The Hakkapeliitta event brings interesting historical era to life
Hakkapeliitta (Finnish pl. hakkapeliitat) were Finnish light cavalryman who served in the Swedish army in the 17th century. At that time, Finland was part of Sweden. The king of Sweden needed soldiers from Österland (Eastland), or Finland, to the wars he was fighting in Europe. Finnish soldiers were given the name hakkapeliitta because their Finnish battle cry was “Hakkaa päälle!” (English: strike upon [them]; Swedish: hacka på), commonly translated as “Cut them down!”
In proportion to population, the largest number of Hakkapeliitta who went to the Thirty Years’ War in Germany came from the region of Tammela. For this reason, Tammela is the place where the history of Hakkapeliitta comes to life every year on the first weekend of August. The Hakkapeliitta event has been organised for more than 40 years. You can see the live Hakkapeliitta on the courtyard of the Tammela’s grey stone church, steeped in history, where the wreath-laying ceremony is held in commemoration of the Hakkapeliitta from Tammela, the local men who were sent to the Thirty Years’ War in Germany.
The service held in the church will be followed by conscription into the army by the church. The actors playing the role of Hakkapeliitta soldiers will carry out the conscription by grabbing innocent bystanders to the armed forces with them. In the 17th century, getting conscripted was an obligation some people could not escape. The army recruited either a horse or a man from each farmstead. A story tells about a father-in-law who wanted to keep his horse and get rid of his lazy son-in-law – therefore, he did not mind sending his son-in-law to the army.
Hakkapeliitta Market in Mustiala
After the conscription, the horses and riders, soldiers and king’s wagons will head for Mustiala, where the actual two-day Hakkapeliitta Market will be held. At Hakkapeliitta Market it is easy to get into the 17th-century atmosphere, since the market salesmen, artisans showing their skills, beggars and the rest of the folk are all dressed up in accordance with their social class. You will see tangle-haired beggars in their bare feet, and in the opposite direction, you can see courtiers or the royal couple in their glorious costumes. The event is definitely worth a visit even from further away!

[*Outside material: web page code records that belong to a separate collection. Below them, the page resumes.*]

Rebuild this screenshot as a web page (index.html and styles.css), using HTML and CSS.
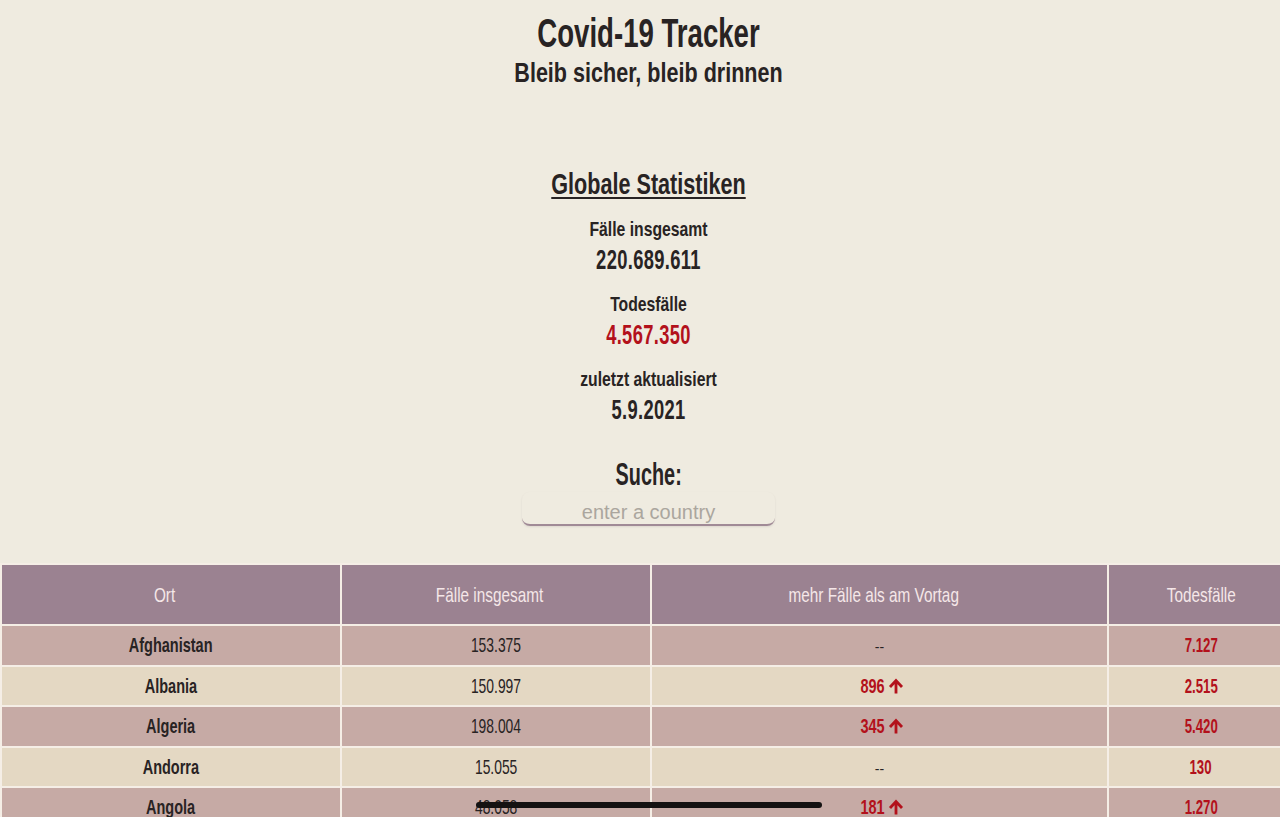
FILE: index.html
```html
<!DOCTYPE html>
<html lang="de">
<head>
<meta charset="utf-8">
<title>Covid-19 Tracker</title>
<link rel="stylesheet" href="styles.css">
</head>
<body>
<div class="page">
<header class="masthead">
  <h1 class="title">Covid-19 Tracker</h1>
  <p class="subtitle">Bleib sicher, bleib drinnen</p>
</header>
<main>
  <section class="stats">
    <h2 class="stats-title">Globale Statistiken</h2>
    <div class="stat">
      <p class="stat-label">Fälle insgesamt</p>
      <p class="stat-value">220.689.611</p>
    </div>
    <div class="stat">
      <p class="stat-label">Todesfälle</p>
      <p class="stat-value red">4.567.350</p>
    </div>
    <div class="stat">
      <p class="stat-label">zuletzt aktualisiert</p>
      <p class="stat-value">5.9.2021</p>
    </div>
  </section>
  <section class="search">
    <label class="search-label" for="country">Suche:</label>
    <input id="country" class="search-input" type="text" placeholder="enter a country">
  </section>
  <table class="cases">
    <colgroup>
      <col class="c-ort"><col class="c-total"><col class="c-new"><col class="c-deaths">
    </colgroup>
    <thead>
      <tr><th><span>Ort</span></th><th><span>Fälle insgesamt</span></th><th><span>mehr Fälle als am Vortag</span></th><th><span>Todesfälle</span></th></tr>
    </thead>
    <tbody>
      <tr><td class="place"><span>Afghanistan</span></td><td class="num"><span>153.375</span></td><td class="none"><span>--</span></td><td class="death"><span>7.127</span></td></tr>
      <tr><td class="place"><span>Albania</span></td><td class="num"><span>150.997</span></td><td class="up"><span>896</span><svg class="arrow" viewBox="0 0 16 16" width="16" height="16"><path d="M8 15.5V3M2 9l6-6.5L14 9" fill="none" stroke="currentColor" stroke-width="2.8"/></svg></td><td class="death"><span>2.515</span></td></tr>
      <tr><td class="place"><span>Algeria</span></td><td class="num"><span>198.004</span></td><td class="up"><span>345</span><svg class="arrow" viewBox="0 0 16 16" width="16" height="16"><path d="M8 15.5V3M2 9l6-6.5L14 9" fill="none" stroke="currentColor" stroke-width="2.8"/></svg></td><td class="death"><span>5.420</span></td></tr>
      <tr><td class="place"><span>Andorra</span></td><td class="num"><span>15.055</span></td><td class="none"><span>--</span></td><td class="death"><span>130</span></td></tr>
      <tr><td class="place"><span>Angola</span></td><td class="num"><span>48.058</span></td><td class="up"><span>181</span><svg class="arrow" viewBox="0 0 16 16" width="16" height="16"><path d="M8 15.5V3M2 9l6-6.5L14 9" fill="none" stroke="currentColor" stroke-width="2.8"/></svg></td><td class="death"><span>1.270</span></td></tr>
    </tbody>
  </table>
</main>
</div>
<div class="home-indicator"></div>
</body>
</html>
```
FILE: styles.css
```css
html, body {
  margin: 0;
  padding: 0;
  background: #efebe0;
  overflow-x: hidden;
}
body {
  font-family: "Liberation Sans", Arial, sans-serif;
  color: #282323;
  text-align: center;
}
::-webkit-scrollbar { display: none; }

.page {
  width: 1297px;
}

.title, .subtitle, .stats-title, .stat-label, .stat-value, .search-label {
  margin: 0;
  font-weight: 700;
}

.title {
  margin-top: 10px;
  font-size: 40px;
  line-height: 46px;
  transform: scaleX(0.69);
}
.subtitle {
  font-size: 28px;
  line-height: 34px;
  transform: scaleX(0.77);
}

.stats {
  margin-top: 76px;
}
.stats-title {
  font-size: 30px;
  line-height: 36px;
  text-decoration: underline;
  text-decoration-thickness: 2px;
  text-underline-offset: 3px;
  transform: scaleX(0.72);
}
.stat-label {
  font-size: 21px;
  line-height: 24px;
  margin-top: 15px;
  transform: scaleX(0.75);
}
.stat + .stat .stat-label {
  margin-top: 17px;
}
.stat-value {
  font-size: 27px;
  line-height: 30px;
  margin-top: 4px;
  letter-spacing: 0.5px;
  transform: scaleX(0.68);
}
.stat-value.red {
  color: #b3111b;
}

.search {
  margin-top: 33px;
  display: flex;
  flex-direction: column;
  align-items: center;
}
.search-label {
  display: block;
  font-size: 31px;
  line-height: 34px;
  transform: scaleX(0.64);
}
.search-input {
  box-sizing: border-box;
  width: 253px;
  height: 34px;
  margin: 0;
  padding: 9px 0 0;
  border: none;
  border-bottom: 2px solid #a08a96;
  border-radius: 8px;
  background: transparent;
  box-shadow: 0 1px 2px rgba(90, 70, 80, 0.12);
  font-family: "Liberation Sans", Arial, sans-serif;
  font-size: 20px;
  line-height: 22px;
  text-align: center;
  color: #333;
  outline: none;
}
.search-input::placeholder {
  color: #aba69e;
}

.cases {
  margin-top: 37px;
  width: 1297px;
  table-layout: fixed;
  border-collapse: collapse;
}
.c-ort { width: 340px; }
.c-total { width: 310px; }
.c-new { width: 457px; }
.c-deaths { width: 190px; }

.cases th, .cases td {
  border: 2px solid #f5eee6;
  padding: 0;
  vertical-align: middle;
  text-align: center;
  white-space: nowrap;
}
.cases th > span, .cases td > span {
  display: inline-block;
}
.cases thead tr {
  height: 61px;
}
.cases th {
  background: #9b8291;
  color: #f5e7e8;
  font-weight: 400;
  font-size: 21px;
}
.cases th:not(:last-child) {
  padding-right: 12px;
}
.cases th:last-child {
  padding-right: 4px;
}
.cases th > span {
  transform: scaleX(0.73);
}
.cases tbody tr {
  height: 40.5px;
}
.cases tbody tr:nth-child(odd) td {
  background: #c6aaa5;
}
.cases tbody tr:nth-child(even) td {
  background: #e4d8c3;
}
.cases td {
  font-size: 21px;
}
.place {
  font-weight: 700;
}
.place > span {
  transform: scaleX(0.69);
}
.num > span {
  transform: scaleX(0.66);
}
.none > span {
  font-size: 14px;
}
.up, .death {
  color: #b3111b;
  font-weight: 700;
}
.death {
  padding-right: 4px !important;
}
.death > span {
  transform: scaleX(0.63);
}
.up > span {
  transform: scaleX(0.69);
  margin-right: -3px;
}
.arrow {
  vertical-align: -1px;
}

.home-indicator {
  position: fixed;
  left: 476px;
  bottom: 9px;
  width: 346px;
  height: 6px;
  border-radius: 3px;
  background: #141212;
}
```
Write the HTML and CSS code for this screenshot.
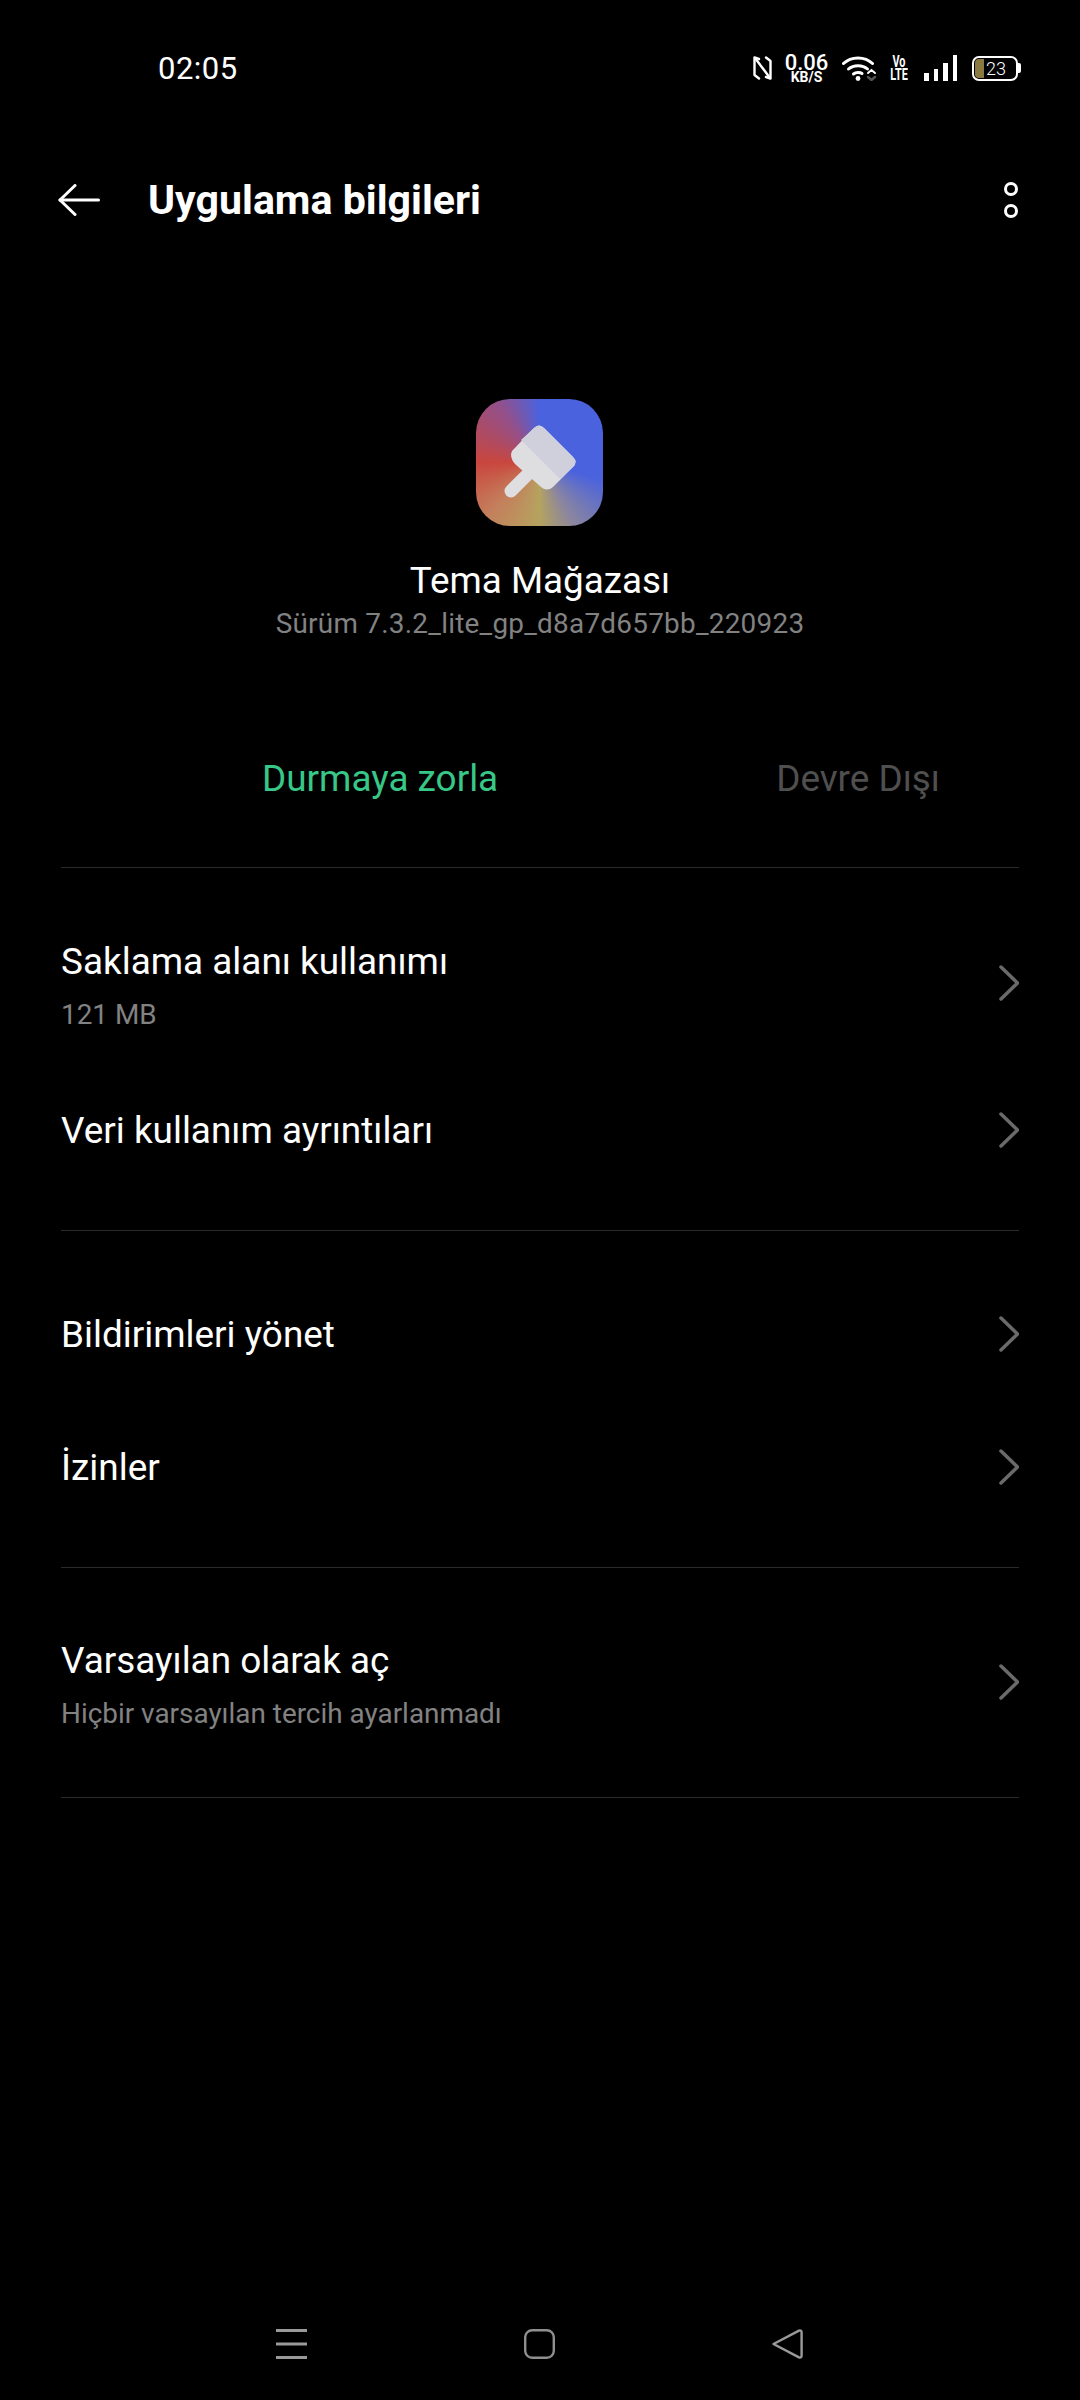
FILE: index.html
```html
<!DOCTYPE html>
<html lang="tr">
<head>
    <meta charset="UTF-8">
    <meta name="viewport" content="width=device-width, initial-scale=1.0">
    <title>Uygulama bilgileri</title>
    <link rel="stylesheet" href="styles.css">
</head>
<body>
    <div class="screen">
        <!-- Status bar -->
        <div class="status-bar">
            <span class="clock">02:05</span>
            <div class="status-icons">
                <svg class="ic-nfc" width="19" height="24" viewBox="0 0 19 24" fill="none" stroke="#fff" stroke-width="2.4" stroke-linecap="round" stroke-linejoin="round">
                    <path d="M6 3 L1.5 1.5 V19 L6 22.5"/>
                    <path d="M2 2 L17 22"/>
                    <path d="M13 1.5 L17.5 5 V22.5 L13 21"/>
                </svg>
                <div class="speed">
                    <span class="speed-num">0.06</span>
                    <span class="speed-unit">KB/S</span>
                </div>
                <svg class="ic-wifi" width="35" height="25" viewBox="0 0 35 25" fill="none" stroke="#fff" stroke-width="3" stroke-linecap="round">
                    <path d="M1.5 7.5 C9 0 23 0 30.5 7.5"/>
                    <path d="M6.5 13 C11.5 8.5 20.5 8.5 25.5 13"/>
                    <path d="M11.5 18 C14 16 18 16 20 17.5"/>
                    <circle cx="16" cy="22.5" r="2.4" fill="#fff" stroke="none"/>
                    <path d="M26 17 L29.5 14 L33 17" stroke-width="2"/>
                    <path d="M26 21 L29.5 24 L33 21" stroke="#555" stroke-width="2.4"/>
                </svg>
                <div class="volte">
                    <span>Vo</span>
                    <span>LTE</span>
                </div>
                <div class="signal">
                    <i class="bar-1"></i>
                    <i class="bar-2"></i>
                    <i class="bar-3"></i>
                    <i class="bar-4"></i>
                </div>
                <div class="battery">
                    <div class="battery-body">
                        <span class="battery-level"></span>
                        <span class="battery-num">23</span>
                    </div>
                    <span class="battery-cap"></span>
                </div>
            </div>
        </div>

        <!-- App bar -->
        <div class="app-bar">
            <svg class="back" width="42" height="32" viewBox="0 0 42 32" fill="none" stroke="#fff" stroke-width="3" stroke-linecap="round" stroke-linejoin="round">
                <path d="M40.5 16 H2"/>
                <path d="M17 1.5 L2 16 L17 30.5"/>
            </svg>
            <h1>Uygulama bilgileri</h1>
            <div class="more">
                <span></span>
                <span></span>
            </div>
        </div>

        <!-- App header -->
        <div class="app-head">
            <div class="app-icon">
                <svg width="127" height="127" viewBox="0 0 127 127">
                    <path d="M35 92 L52 75" stroke="#dfdfe1" stroke-width="13" stroke-linecap="round"/>
                    <path d="M58 29 Q63 24 68 29 L97 58 Q102 63 97 68 L77 88 Q71 93 65 88 L39 65 Q33 58 36 52 Z" fill="#dedee0"/>
                    <path d="M45 41 L58 29 Q63 24 68 29 L97 58 Q102 63 97 68 L84 80 Z" fill="#d0d0dc"/>
                </svg>
            </div>
            <div class="app-name">Tema Mağazası</div>
            <div class="app-version">Sürüm 7.3.2_lite_gp_d8a7d657bb_220923</div>
        </div>

        <div class="actions">
            <span class="action-on">Durmaya zorla</span>
            <span class="action-off">Devre Dışı</span>
        </div>

        <!-- Lists -->
        <div class="group group-storage">
            <div class="row row-tall">
                <div class="row-text">
                    <div class="row-title">Saklama alanı kullanımı</div>
                    <div class="row-sub">121 MB</div>
                </div>
                <svg class="chev" width="20" height="36" viewBox="0 0 20 36"><path d="M2 2 L18.5 18 L2 34"/></svg>
            </div>
            <div class="row row-tall row-plain">
                <div class="row-text">
                    <div class="row-title">Veri kullanım ayrıntıları</div>
                </div>
                <svg class="chev" width="20" height="36" viewBox="0 0 20 36"><path d="M2 2 L18.5 18 L2 34"/></svg>
            </div>
        </div>

        <div class="group group-notify">
            <div class="row row-plain">
                <div class="row-text">
                    <div class="row-title">Bildirimleri yönet</div>
                </div>
                <svg class="chev" width="20" height="36" viewBox="0 0 20 36"><path d="M2 2 L18.5 18 L2 34"/></svg>
            </div>
            <div class="row row-plain">
                <div class="row-text">
                    <div class="row-title">İzinler</div>
                </div>
                <svg class="chev" width="20" height="36" viewBox="0 0 20 36"><path d="M2 2 L18.5 18 L2 34"/></svg>
            </div>
        </div>

        <div class="group group-default">
            <div class="row row-tall">
                <div class="row-text">
                    <div class="row-title">Varsayılan olarak aç</div>
                    <div class="row-sub">Hiçbir varsayılan tercih ayarlanmadı</div>
                </div>
                <svg class="chev" width="20" height="36" viewBox="0 0 20 36"><path d="M2 2 L18.5 18 L2 34"/></svg>
            </div>
        </div>

        <!-- Nav bar -->
        <div class="nav-bar">
            <svg width="31" height="30" viewBox="0 0 31 30" stroke="#9a9a9a" stroke-width="3" fill="none">
                <path d="M0 1.5 H31"/>
                <path d="M0 15 H31"/>
                <path d="M0 28.5 H31"/>
            </svg>
            <svg width="31" height="30" viewBox="0 0 31 30" fill="none" stroke="#8f8f8f" stroke-width="2.4">
                <rect x="1.2" y="1.2" width="28.6" height="27.6" rx="7"/>
            </svg>
            <svg width="31" height="30" viewBox="0 0 31 30" fill="none" stroke="#9a9a9a" stroke-width="2.4" stroke-linejoin="round">
                <path d="M1.5 15 L27 1.6 Q29.6 0.8 29.6 3.5 V26.5 Q29.6 29.2 27 28.4 Z"/>
            </svg>
        </div>
    </div>
</body>
</html>
```

FILE: styles.css
```css
html, body {
    margin: 0;
    padding: 0;
    background-color: #000;
}

body {
    font-family: 'Roboto', sans-serif;
    color: #fff;
}

.screen {
    width: 1080px;
    height: 2400px;
    display: flex;
    flex-direction: column;
    overflow: hidden;
}

/* Status bar */
.status-bar {
    height: 136px;
    flex: none;
    display: flex;
    justify-content: space-between;
    align-items: center;
    padding-left: 158px;
    padding-right: 59px;
    box-sizing: border-box;
}

.clock {
    font-size: 31px;
    letter-spacing: 0.5px;
}

.status-icons {
    display: flex;
    align-items: center;
}

.ic-nfc {
    margin-right: 13px;
}

.speed {
    width: 43px;
    display: flex;
    flex-direction: column;
    align-items: center;
    font-weight: 500;
    margin-right: 14px;
}

.speed-num {
    font-size: 22px;
    line-height: 19px;
}

.speed-unit {
    font-size: 14px;
    line-height: 11px;
    font-weight: 700;
}

.ic-wifi {
    margin-right: 13px;
}

.volte {
    width: 18px;
    display: flex;
    flex-direction: column;
    align-items: center;
    font-size: 16px;
    line-height: 13px;
    font-weight: 700;
    margin-right: 16px;
    transform: scaleX(0.68);
}

.signal {
    display: flex;
    align-items: flex-end;
    gap: 5px;
    height: 26px;
    margin-right: 15px;
}

.signal i {
    display: block;
    width: 4.5px;
    background-color: #fff;
}

.bar-1 { height: 8px; }
.bar-2 { height: 12px; }
.bar-3 { height: 18px; }
.bar-4 { height: 26px; }

.battery {
    display: flex;
    align-items: center;
}

.battery-body {
    position: relative;
    width: 42px;
    height: 21px;
    border: 2px solid #fff;
    border-radius: 7px;
    display: flex;
    align-items: center;
    justify-content: center;
}

.battery-level {
    position: absolute;
    left: 1px;
    top: 1px;
    bottom: 1px;
    width: 9px;
    background-color: #8a7a40;
    border-radius: 4px 0 0 4px;
}

.battery-num {
    position: relative;
    font-size: 18px;
    font-weight: 300;
    padding-left: 2px;
}

.battery-cap {
    width: 3px;
    height: 10px;
    background-color: #fff;
    border-radius: 0 2px 2px 0;
}

/* App bar */
.app-bar {
    height: 128px;
    flex: none;
    display: flex;
    align-items: center;
    padding-left: 58px;
    padding-right: 62px;
}

.back {
    margin-right: 48px;
}

.app-bar h1 {
    flex: 1;
    margin: 0;
    font-size: 41.1px;
    font-weight: 700;
}

.more {
    display: flex;
    flex-direction: column;
    gap: 8px;
}

.more span {
    width: 14px;
    height: 14px;
    border: 3px solid #fff;
    border-radius: 50%;
    box-sizing: border-box;
}

/* App header */
.app-head {
    flex: none;
    display: flex;
    flex-direction: column;
    align-items: center;
    padding-top: 135px;
    height: 456px;
    box-sizing: border-box;
}

.app-icon {
    width: 127px;
    height: 127px;
    margin-right: 1px;
    border-radius: 34px;
    background: conic-gradient(from 0deg at 50% 50%, #4a62de 0deg, #4a62de 105deg, #8a85a0 150deg, #b5a35f 180deg, #c47f5c 225deg, #c9463e 270deg, #93508a 325deg, #4a62de 360deg);
}

.app-name {
    margin-top: 34px;
    font-size: 36.8px;
    line-height: 42px;
}

.app-version {
    margin-top: 4px;
    font-size: 27.9px;
    line-height: 36px;
    letter-spacing: 0.25px;
    color: #828282;
}

.actions {
    flex: none;
    height: 147px;
    box-sizing: border-box;
    padding: 0 140px 30px 262px;
    display: flex;
    justify-content: space-between;
    align-items: center;
    font-size: 36.9px;
}

.action-on {
    color: #37c888;
}

.action-off {
    color: #4f4f4f;
}

/* Lists */
.group {
    flex: none;
    margin-left: 61px;
    margin-right: 61px;
    border-top: 1px solid #2a2a2a;
    box-sizing: border-box;
}

.group-storage {
    height: 363px;
    padding-top: 41px;
}

.group-notify {
    height: 337px;
    padding-top: 37px;
}

.group-default {
    height: 231px;
    padding-top: 40px;
    border-bottom: 1px solid #2a2a2a;
}

.row {
    height: 133px;
    display: flex;
    justify-content: space-between;
    align-items: center;
}

.row-tall {
    height: 148px;
}

.row-plain .chev {
    margin-bottom: 2px;
}

.row-title {
    font-size: 36.9px;
    line-height: 44px;
}

.row-sub {
    margin-top: 13px;
    margin-bottom: -7px;
    font-size: 27.9px;
    line-height: 36px;
    color: #828282;
}

.chev {
    fill: none;
    stroke: #6a6a6a;
    stroke-width: 3.5;
    stroke-linecap: round;
    stroke-linejoin: round;
}

/* Nav bar */
.nav-bar {
    flex: none;
    margin-top: 531px;
    display: flex;
    justify-content: space-between;
    align-items: center;
    padding-left: 276px;
    padding-right: 277px;
    height: 30px;
}
```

There are well over one hundred sales stalls, and no plastic in sight anywhere. The stalls are made of wood and all the props are designed in such a manner that they could have been in use already in the 17th century. The market stalls sell home-made food, pastries, handicrafts, art and tools. The public can also see old working methods being used. You can wonder at such activities as soap-boiling, iron forging, butter churning and rope making! The event also offers you an opportunity to admire dance shows and hear lectures. There is also own programme for children.
There’s food available for every taste, including pancakes and pea soup. You can also book yourself a seat in a variety of dinner tables serving 17th-century banquet foods. And one of the exciting things in the history of Hakkapeliitta is that, in the historical banquet table, you can eat with your fingers – just like they did in the olden days!